Le président de la formation de jugement a dispensé le rapporteur public, sur sa proposition, de prononcer des conclusions à l'audience.
Les parties ont été régulièrement averties du jour de l'audience.
Le rapport de Mme C... a été entendu au cours de l'audience publique.
Considérant ce qui suit :
1. M. A... relève appel du jugement du 19 août 2019 par lequel le magistrat désigné du tribunal administratif de Nîmes a rejeté sa demande tendant à l'annulation des décisions du 13 août 2019 par lesquelles le préfet de Vaucluse l'a obligé à quitter le territoire français dans le délai de trente jours et l'a assigné à résidence.

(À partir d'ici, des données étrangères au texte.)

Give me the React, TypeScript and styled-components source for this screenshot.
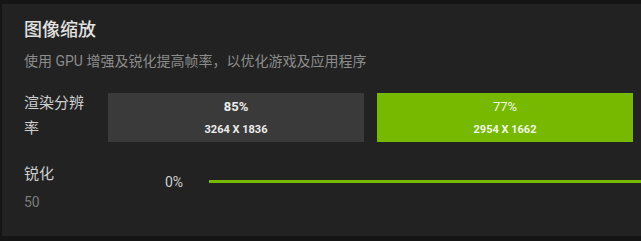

Sur le bien-fondé du jugement :
2. En premier lieu, aux termes de l'article L. 313-10 du code de l'entrée et du séjour des étrangers et du droit d'asile : " La carte de séjour temporaire autorisant l'exercice d'une activité professionnelle est délivrée : 1° A l'étranger titulaire d'un contrat de travail visé conformément aux dispositions de l'article L. 341-2 du code du travail. / (...) ". Aux termes de l'article 13 de la convention entre le Gouvernement de la République française et le Gouvernement de la République du Sénégal sur la circulation et le séjour des personnes du 1er août 1995 : " Les dispositions du présent accord ne font pas obstacle à l'application de la législation respective des deux États sur l'entrée et le séjour des étrangers sur tous les points non traités par la convention. ". L'article 6 de la même convention stipule que : " Les ressortissants de chacun des Etats contractants désireux d'exercer sur le territoire de l'autre État une activité professionnelle (...) doivent être munis du visa de long séjour prévu à l'article 4 après avoir été autorisés à exercer cette activité par les autorités compétentes de l'Etat d'accueil. ". En outre, aux termes du deuxième alinéa du paragraphe 321 de l'article 3 de l'accord franco-sénégalais du 23 septembre 2006 relatif à la gestion concertée des flux migratoires, dans sa rédaction issue de l'article 3 de l'avenant du 25 février 2008, entré en vigueur le 1er août 2009 : " La carte de séjour temporaire portant la mention "salarié", d'une durée de douze mois renouvelable, ou celle portant la mention "travailleur temporaire" sont délivrées, sans que soit prise en compte la situation de l'emploi, au ressortissant sénégalais titulaire d'un contrat de travail visé par l'Autorité française compétente, pour exercer une activité salariée dans l'un des métiers énumérés à l'annexe IV. ".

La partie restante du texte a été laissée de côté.